Item #139 Näherungsweise Integration der Feldgleichungen der Gravitation [Approximate Integration of the Field Equations of Gravitation]. ALBERT EINSTEIN.

Näherungsweise Integration der Feldgleichungen der Gravitation [Approximate Integration of the Field Equations of Gravitation]

”The paper published by Einstein on this linearized approximation [to the field equations of general relativity] in 1916... became the first mathematical theory of gravitational waves, and the approach it pioneered is still fundamental to the design of such existing gravitational wave detectors as the LIGO, VIRGO, and GEO600 detectors operating (respectively) in the United States, Italy, and Germany” -Kennefick, “‘Einstein, gravitational waves, and the theoretician’s regress”.


"Shortly after Einstein published his general theory of relativity, he began wondering how he could use it to solve some of the outstanding problems in physics and astronomy… One of his first applications came in 1916. It was well known that oscillating charges gave rise to electromagnetic waves. Was it possible that the oscillating masses would also give rise to waves? They would be weak because gravity was a weak force, but they should exist.

"Using the equations of general relativity, Einstein looked into the problem and found that gravitational waves should, indeed, exist, and he obtained a formula that described them. He published his results in June 1916, but he wasn't satisfied with his calculation, and after checking it through, he found he had made a mistake. He therefore published a second paper in 1918 correcting the mistake and extending the ideas of his previous paper...

"Einstein found that gravitational waves would be given off by matter when it was accelerated. He considered a rotating rod, but he was disappointed to find that the intensity of the gravitational radiation from it was exceedingly low. He saw that it would take a much more massive system if the waves were to be detected. He therefore considered a binary star system (two stars revolving around one another), but was disappointed again. The mass of the stars would have to be much greater than that of ordinary stars if the radiation was to be detectable. His calculations showed that the stars would have to be exceedingly dense and close together, and at that time no such stars were known. Einstein eventually became convinced that gravitational waves would never be detected" (Parker, Albert Einstein's Vision).
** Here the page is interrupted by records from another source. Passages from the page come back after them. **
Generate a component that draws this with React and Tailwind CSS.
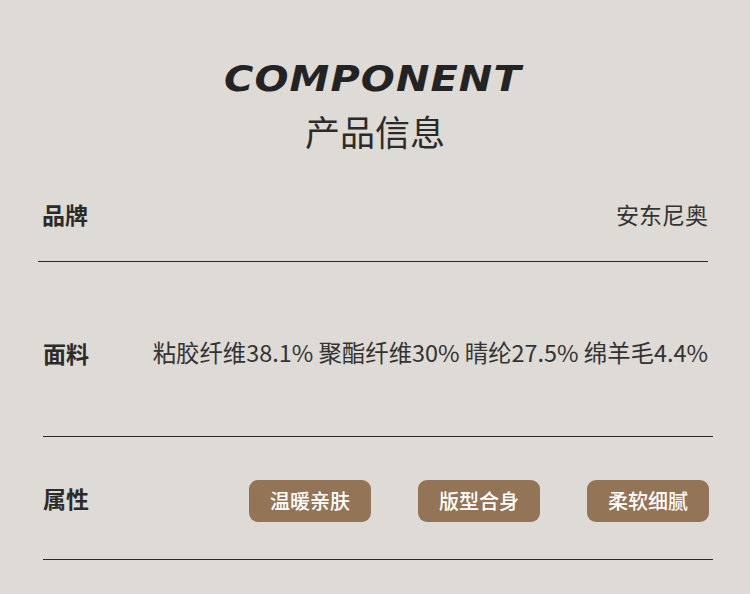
import React from 'react';

const cjk = { fontFamily: '"Noto Sans CJK SC", "Noto Sans", sans-serif' };

const tags = ['温暖亲肤', '版型合身', '柔软细腻'];

const App = () => {
    return (
        <div className="w-[750px] h-[594px] overflow-hidden bg-[#dedad5] text-[#2b2b2b]" style={cjk}>
            {/* Title */}
            <div className="pt-[61px] flex flex-col items-center">
                <h1
                    className="text-[36px] leading-none font-bold italic tracking-[1px] text-[#232323] scale-x-[1.11] pr-[4px]"
                    style={{ fontFamily: '"DejaVu Sans", sans-serif' }}
                >
                    COMPONENT
                </h1>
                <h2 className="mt-[16px] text-[35px] leading-none font-normal">产品信息</h2>
            </div>

            {/* Brand */}
            <div className="mt-[46px] pl-[38px] pr-[42px]">
                <div className="flex items-center justify-between h-[40px] pl-[4px]">
                    <span className="text-[23px] font-bold">品牌</span>
                    <span className="text-[23px] text-[#333]">安东尼奥</span>
                </div>
                <div className="mt-[27px] h-px bg-[#2b2b2b]" />
            </div>

            {/* Fabric */}
            <div className="pl-[43px] pr-[37px]">
                <div className="mt-[71px] flex items-center justify-between h-[40px]">
                    <span className="text-[23px] font-bold">面料</span>
                    <span className="text-[23.4px] text-[#333] pr-[5px]">粘胶纤维38.1% 聚酯纤维30% 晴纶27.5% 绵羊毛4.4%</span>
                </div>
                <div className="mt-[63px] h-px bg-[#2b2b2b]" />

                {/* Attributes */}
                <div className="mt-[42px] flex items-center justify-between h-[44px]">
                    <span className="text-[23px] font-bold mb-[6px]">属性</span>
                    <div className="flex items-center gap-[47px] pr-[4px]">
                        {tags.map((t) => (
                            <span
                                key={t}
                                className="w-[122px] h-[42px] rounded-[9px] bg-[#937456] text-white text-[20px] font-medium flex items-center justify-center"
                            >
                                {t}
                            </span>
                        ))}
                    </div>
                </div>
                <div className="mt-[36px] h-px bg-[#2b2b2b]" />
            </div>
        </div>
    );
};

export default App;
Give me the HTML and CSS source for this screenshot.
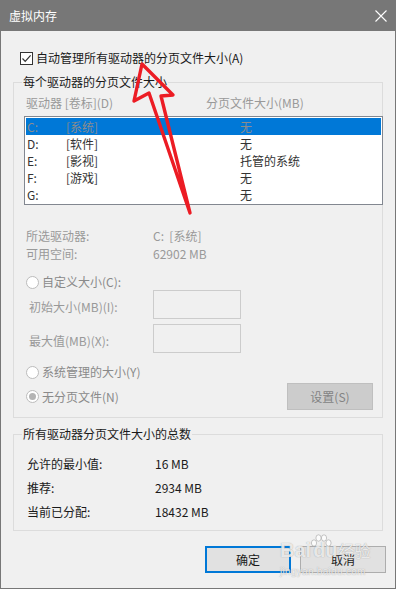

Over the years doubts persisted that gravitational waves could be detected, or even existed. This “was the case up until September 14, 2015, when LIGO [Laser Interferometer Gravitational-Wave Observatory], for the first time, physically sensed distortions in spacetime itself caused by passing gravitational waves generated by two colliding black holes nearly 1.3 billion light years away! LIGO and its discovery will go down in history as one of the greatest human scientific achievements,” confirming Einstein’s predictions from a hundred years earlier. (LIGO website).

Commercial offprint from Sitzungsberichte der Königlich preussischen Akademie der Wissenschaften, XXXII, pp. 688-696. Berlin: Königlich Akademie der Wissenschaften, 1916. Octavo (252 x 179 mm), original printed wrappers, custom box. Approx. 5 cm pencil line on front wrapper, very mild creasing to wrappers, otherwise fine. SCARCE, especially in such good condition.